Increased oil and particularly gas production may be achieved in waterflooded reservoirs by stopping further water injection, and depressurising the reservoir to release solution gas. Pressure depletion may be accelerated by back producing injected brines. However, there is the possibility that these brines may cause formation damage by mobilising fines or deposition of inorganic scales. Scale deposition in production wells may also occur as a result of pressure depletion, with calcite scales being precipitated when the system drops below the CO2 bubble point pressure. This paper discusses the assessment and prediction of scale related formation damage problems that are likely to occur during depressurisation of a case study field. The potential for the specific problem arises from the formation of barium sulphate scale as a result of mixing of injected and formation brines during production. Data used in this study includes well brine chemistries and an existing finite difference reservoir simulation model of the field depressurisation, which was used to calculate the mixing of injected and formation brines, and the movement of the mixing and temperature fronts during waterflooding and subsequent depressurisation.

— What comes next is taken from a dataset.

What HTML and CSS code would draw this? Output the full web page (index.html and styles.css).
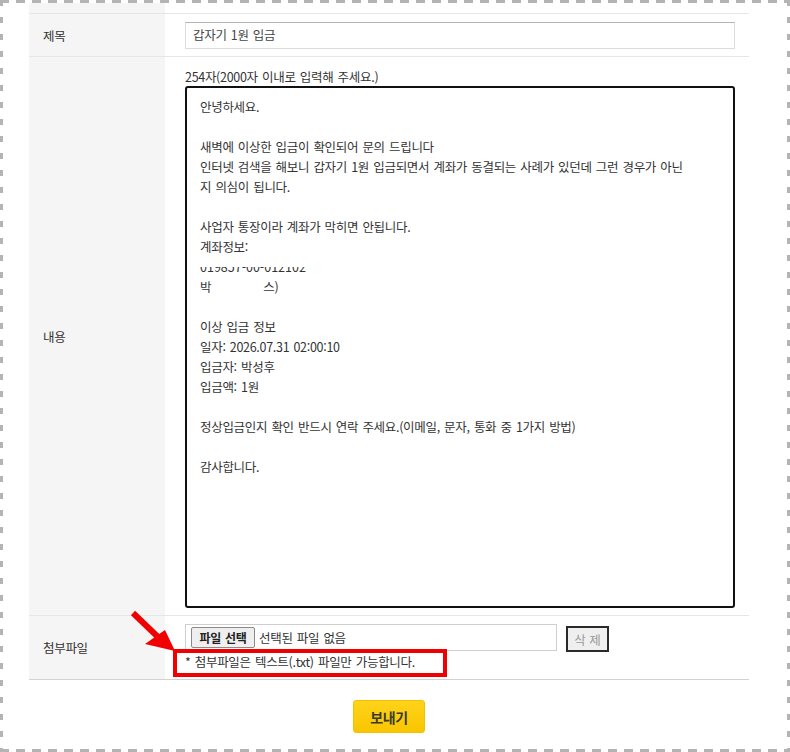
FILE: index.html
```html
<!DOCTYPE html>
<html lang="ko">
<head>
<meta charset="utf-8">
<title>문의하기</title>
<link rel="stylesheet" href="styles.css">
</head>
<body>
<div class="page">
  <div class="form">
    <div class="row row-cut">
      <div class="label"></div>
      <div class="field"></div>
    </div>
    <div class="row row-title">
      <div class="label">제목</div>
      <div class="field">
        <div class="input">갑자기 1원 입금</div>
      </div>
    </div>
    <div class="row row-content">
      <div class="label">내용</div>
      <div class="field">
        <div class="counter">254자(2000자 이내로 입력해 주세요.)</div>
        <div class="textarea">
          <div class="line">안녕하세요.</div>
          <div class="line"></div>
          <div class="line">새벽에 이상한 입금이 확인되어 문의 드립니다</div>
          <div class="line">인터넷 검색을 해보니 갑자기 1원 입금되면서 계좌가 동결되는 사례가 있던데 그런 경우가 아닌</div>
          <div class="line">지 의심이 됩니다.</div>
          <div class="line"></div>
          <div class="line">사업자 통장이라 계좌가 막히면 안됩니다.</div>
          <div class="line">계좌정보:</div>
          <div class="line redacted">019857-00-012102</div>
          <div class="line">박<span class="gap">스)</span></div>
          <div class="line"></div>
          <div class="line">이상 입금 정보</div>
          <div class="line">일자: 2026.07.31 02:00:10</div>
          <div class="line">입금자: 박성후</div>
          <div class="line">입금액: 1원</div>
          <div class="line"></div>
          <div class="line">정상입금인지 확인 반드시 연락 주세요.(이메일, 문자, 통화 중 1가지 방법)</div>
          <div class="line"></div>
          <div class="line">감사합니다.</div>
        </div>
      </div>
    </div>
    <div class="row row-file">
      <div class="label">첨부파일</div>
      <div class="field">
        <div class="file-line">
          <div class="file-box">
            <span class="file-btn">파일 선택</span>
            <span class="file-name">선택된 파일 없음</span>
          </div>
          <button class="del-btn" type="button">삭 제</button>
        </div>
        <div class="note">* 첨부파일은 텍스트(.txt) 파일만 가능합니다.</div>
      </div>
    </div>
  </div>
  <div class="actions">
    <button class="submit" type="button">보내기</button>
  </div>
</div>
<svg class="annotation" width="790" height="752" viewBox="0 0 790 752" aria-hidden="true">
  <line x1="133" y1="613" x2="158" y2="637" stroke="#f00000" stroke-width="6"/>
  <polygon points="145,644 165,630 175,651" fill="#f00000"/>
  <rect x="175" y="651" width="270" height="24" fill="none" stroke="#f00000" stroke-width="4"/>
</svg>
</body>
</html>
```

FILE: styles.css
```css
html, body {
  margin: 0;
  padding: 0;
  background: #fff;
}

body {
  position: relative;
  width: 790px;
  height: 752px;
  overflow: hidden;
  font-family: "Noto Sans CJK KR", "Liberation Sans", sans-serif;
  font-size: 12.5px;
  color: #333;
  letter-spacing: -0.3px;
  word-spacing: 1px;
}

.page {
  box-sizing: border-box;
  width: 790px;
  height: 752px;
  padding: 3px 41px 3px 29px;
  background:
    repeating-linear-gradient(90deg, #b4b4b4 0 9px, transparent 9px 16px) left top / 100% 3px no-repeat,
    repeating-linear-gradient(90deg, #b4b4b4 0 9px, transparent 9px 16px) left bottom / 100% 3px no-repeat,
    repeating-linear-gradient(180deg, #b4b4b4 0 6px, transparent 6px 17px) left top / 3px 100% no-repeat,
    repeating-linear-gradient(180deg, #b4b4b4 0 6px, transparent 6px 17px) right top / 3px 100% no-repeat,
    #fff;
}

.form {
  width: 720px;
}

.row {
  display: grid;
  grid-template-columns: 136px 1fr;
  border-bottom: 1px solid #e6e6e6;
}

.row-cut {
  height: 10px;
}

.row-file {
  border-bottom-color: #d2d2d2;
}

.label {
  display: flex;
  align-items: center;
  padding-left: 14px;
  background: #f5f5f5;
  color: #333;
}

.field {
  padding: 8px 14px 7px 20px;
}

.row-cut .field {
  padding: 0;
}

.input {
  box-sizing: border-box;
  height: 27px;
  border: 1px solid #dcdcdc;
  border-top-color: #b5b5b5;
  padding-left: 7px;
  line-height: 24px;
  color: #444;
}

.row-content .field {
  padding-top: 10px;
}

.counter {
  height: 19px;
  line-height: 19px;
  color: #333;
}

.textarea {
  box-sizing: border-box;
  height: 522px;
  border: 2px solid #111;
  border-radius: 3px;
  padding: 9px 13px;
  color: #333;
}

.line {
  height: 20px;
  line-height: 20px;
  white-space: nowrap;
}

.redacted {
  clip-path: inset(10px 0 0 0);
  letter-spacing: 0;
}

.gap {
  margin-left: 52px;
}

.row-file .field {
  padding: 8px 14px 6px 20px;
}

.file-line {
  display: flex;
  align-items: flex-start;
  height: 27px;
}

.file-box {
  box-sizing: border-box;
  display: flex;
  align-items: center;
  width: 372px;
  height: 27px;
  border: 1px solid #cfcfcf;
  padding: 0 5px;
}

.file-btn {
  box-sizing: border-box;
  display: flex;
  align-items: center;
  justify-content: center;
  width: 64px;
  height: 21px;
  border: 1px solid #8a8a8a;
  border-radius: 2px;
  background: #efefef;
  color: #222;
  font-weight: 700;
  font-size: 12px;
  letter-spacing: -0.3px;
}

.file-name {
  margin-left: 4px;
  color: #333;
}

.del-btn {
  box-sizing: border-box;
  width: 43px;
  height: 26px;
  margin: 2px 0 0 9px;
  padding: 0;
  border: 2px solid #2a2a2a;
  background: #efefef;
  color: #9a9a9a;
  font-family: inherit;
  font-size: 12.5px;
  letter-spacing: 0;
}

.note {
  height: 22px;
  line-height: 22px;
  color: #333;
}

.actions {
  width: 720px;
  display: flex;
  justify-content: center;
  padding-top: 20px;
}

.submit {
  box-sizing: border-box;
  width: 72px;
  height: 33px;
  padding: 0;
  border: 1px solid #f2c200;
  border-radius: 3px;
  background: linear-gradient(#ffd31a, #f9c500);
  color: #3a3a2a;
  font-family: inherit;
  font-size: 14px;
  font-weight: 700;
  letter-spacing: -0.3px;
}

.annotation {
  position: absolute;
  left: 0;
  top: 0;
  pointer-events: none;
}
```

This study has determined that the behaviour of the scaling potential for each well in this field is different. Also, the degree of scaling, both deep within the reservoir where it does the least damage, and around the wellbore (for both injectors and producers) where it may adversely affect production, can be predicted by detailed modelling using both conventional and reaction-flow simulations. Former injectors converted to water production or infill wells drilled in the aquifer for pressure depletion may experience an increase in the scaling potential that significantly impacts the economics of the project because of the need for extensive prevention (inhibition) treatments. The increased scaling potential in these wells is a result of the dynamics of brine mixing in the reservoir, the lowering of reservoir temperature in the vicinity of injection wells during waterflooding, and the large volumes of water that require to be produced to achieve depressurisation. The magnitude of the scaling problem and the economic impact are lower for the production wells due to lower water production rates and higher temperatures.

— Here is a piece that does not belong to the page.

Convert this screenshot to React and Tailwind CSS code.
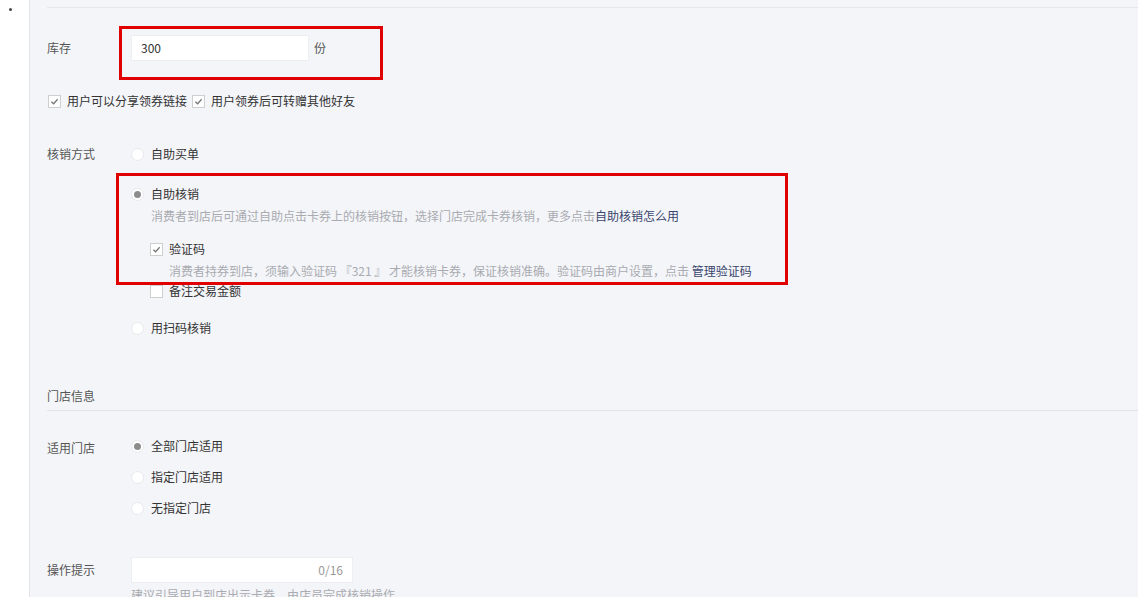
import { useState } from 'react';

const font = { fontFamily: '"Noto Sans CJK SC", "Noto Sans", sans-serif' };

function Radio({ checked, label }) {
  return (
    <label className="flex items-center h-4 text-[12px] text-[#333]">
      <span className="w-[13px] h-[13px] rounded-full bg-white border border-[#e8e9ed] flex items-center justify-center">
        {checked && <span className="w-[7px] h-[7px] rounded-full bg-[#8d8d8d]" />}
      </span>
      <span className="ml-[7px]">{label}</span>
    </label>
  );
}

function Check({ checked, label }) {
  return (
    <label className="flex items-center h-4 text-[12px] text-[#333]">
      <span className="w-[13px] h-[13px] bg-white border border-[#cfcfcf] flex items-center justify-center">
        {checked && (
          <svg width="9" height="9" viewBox="0 0 10 10">
            <path d="M1.5 5.2 L4 7.5 L8.5 2.5" fill="none" stroke="#777" strokeWidth="1.4" />
          </svg>
        )}
      </span>
      <span className="ml-[6px]">{label}</span>
    </label>
  );
}

export default function App() {
  const [stock] = useState('300');

  return (
    <div className="flex h-[597px] w-[1138px] overflow-hidden" style={font}>
      {/* left strip */}
      <div className="relative w-[30px] bg-white border-r border-[#e3e4e8] shrink-0">
        <span className="absolute left-[9px] top-[8px] w-[3px] h-[3px] rounded-full bg-[#444]" />
      </div>

      <main className="relative flex-1 bg-[#f4f5f9] pl-[17px] text-[12px] leading-4">
        <div className="h-[8px] border-b border-[#e6e7eb]" />

        {/* 库存 */}
        <div className="flex items-center mt-[27px]">
          <span className="w-[84px] text-[#555]">库存</span>
          <div className="w-[178px] h-[26px] bg-white border border-[#eceef2] flex items-center pl-[9px] text-[#333]">
            {stock}
          </div>
          <span className="ml-[5px] text-[#555]">份</span>
        </div>

        <div className="flex items-center mt-[32px] pl-[1px] gap-[5px]">
          <Check checked label="用户可以分享领券链接" />
          <Check checked label="用户领券后可转赠其他好友" />
        </div>

        {/* 核销方式 */}
        <div className="flex mt-[37px]">
          <span className="w-[84px] text-[#555]">核销方式</span>
          <div className="flex flex-col">
            <Radio label="自助买单" />
            <div className="mt-[24px]">
              <Radio checked label="自助核销" />
            </div>
            <p className="mt-[6px] ml-[20px] text-[#a9abb0]">
              消费者到店后可通过自助点击卡券上的核销按钮，选择门店完成卡券核销，更多点击
              <a className="text-[#38466d]">自助核销怎么用</a>
            </p>
            <div className="mt-[17px] ml-[19px]">
              <Check checked label="验证码" />
            </div>
            <p className="mt-[6px] ml-[38px] text-[#a9abb0]">
              消费者持券到店，须输入验证码 『321 』 才能核销卡券，保证核销准确。验证码由商户设置，点击{' '}
              <a className="text-[#38466d]">管理验证码</a>
            </p>
            <div className="mt-[4px] ml-[19px]">
              <Check label="备注交易金额" />
            </div>
            <div className="mt-[21px]">
              <Radio label="用扫码核销" />
            </div>
          </div>
        </div>

        {/* 门店信息 */}
        <div className="mt-[52px] text-[#555]">门店信息</div>
        <div className="mt-[6px] border-b border-[#e3e4e8]" />

        <div className="flex mt-[27px]">
          <span className="w-[84px] text-[#555] mt-[2px]">适用门店</span>
          <div className="flex flex-col gap-[15px]">
            <Radio checked label="全部门店适用" />
            <Radio label="指定门店适用" />
            <Radio label="无指定门店" />
          </div>
        </div>

        <div className="flex items-center mt-[41px]">
          <span className="w-[84px] text-[#555]">操作提示</span>
          <div className="w-[222px] h-[26px] bg-white border border-[#eceef2] flex items-center justify-end pr-[9px] text-[#999]">
            0/16
          </div>
        </div>
        <p className="mt-[4px] ml-[84px] text-[#a9abb0]">建议引导用户到店出示卡券，由店员完成核销操作</p>

        {/* annotation boxes */}
        <div className="absolute left-[89px] top-[26px] w-[264px] h-[54px] border-[3px] border-[#e10000]" />
        <div className="absolute left-[86px] top-[173px] w-[672px] h-[112px] border-[3px] border-[#e10000]" />
      </main>
    </div>
  );
}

A number of mature waterflooded fields are candidates for tertiary recovery by depressurisation, as is currently occurring in the Brent Field, North Sea. Pressure depletion is achieved by stopping water injection and producing from the aquifer as well as the hydrocarbon bearing strata. Solution gas in the residual oil, previously bypassed oil rims and attic oil is then released.The decision to implement depressurisation in any waterflooded field has significant economic considerations. By evaluating the scaling tendency, the uncertainty and cost due to potential losses from scale-related deferred oil and gas production may be minimised.

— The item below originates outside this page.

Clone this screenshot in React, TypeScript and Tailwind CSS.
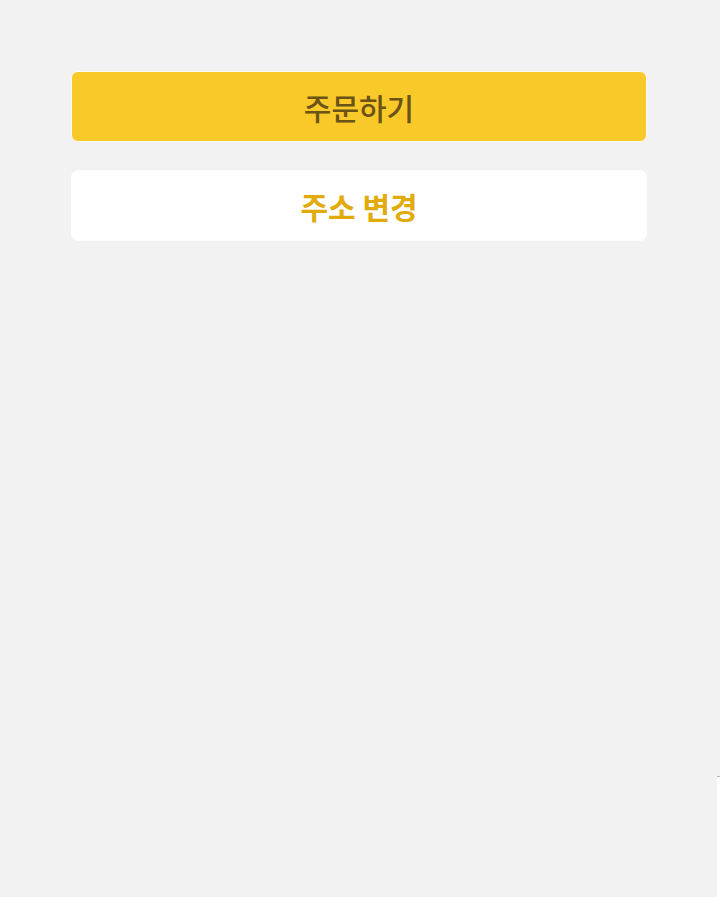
import React from "react";

export default function App() {
  return (
    <div
      className="relative w-[720px] h-[897px] bg-[#f2f2f2] overflow-hidden"
      style={{ fontFamily: '"Noto Sans CJK KR", "Noto Sans", sans-serif' }}
    >
      <div className="flex flex-col gap-[28px] pt-[71px] pl-[71px] pr-[73px]">
        <button className="h-[71px] w-full rounded-[7px] border border-[#fbfbf5] bg-[#f8c928] text-[30px] leading-none font-medium text-[#6b5317] flex items-center justify-center">
          주문하기
        </button>
        <button className="h-[71px] w-full rounded-[7px] border border-[#fdfdfd] bg-white text-[30px] leading-none font-bold text-[#e1ab0c] flex items-center justify-center">
          주소 변경
        </button>
      </div>
      <div className="absolute left-[717px] top-[776px] w-[3px] h-[121px] bg-white border-t border-[#b5b5b5]" />
    </div>
  );
}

This process should involve a thorough review of the current scale management practice, followed by a detailed study of which parameters will change as a result of depressurisation.
A candidate field for post-waterflood depressurisation has been studied to identify the potential impact of scale damage on production.A predictive reservoir simulation model, designed specifically to evaluate depressurisation,  was adapted to study the changes in some of the parameters that are expected to impact scale precipitation. This paper describes the application of this model of reservoir depressurisation to evaluate the scaling potential in production wells and former injection wells when they are used for back production of injection seawater.
The calculations performed using the conventional finite difference flow model do not incorporate reaction calculations, although they may be used to demonstrate the propagation of the mixing zone. To model scale precipitation, the consequent ion loss, and permeability impairment, a commercial reaction transport simulator was used.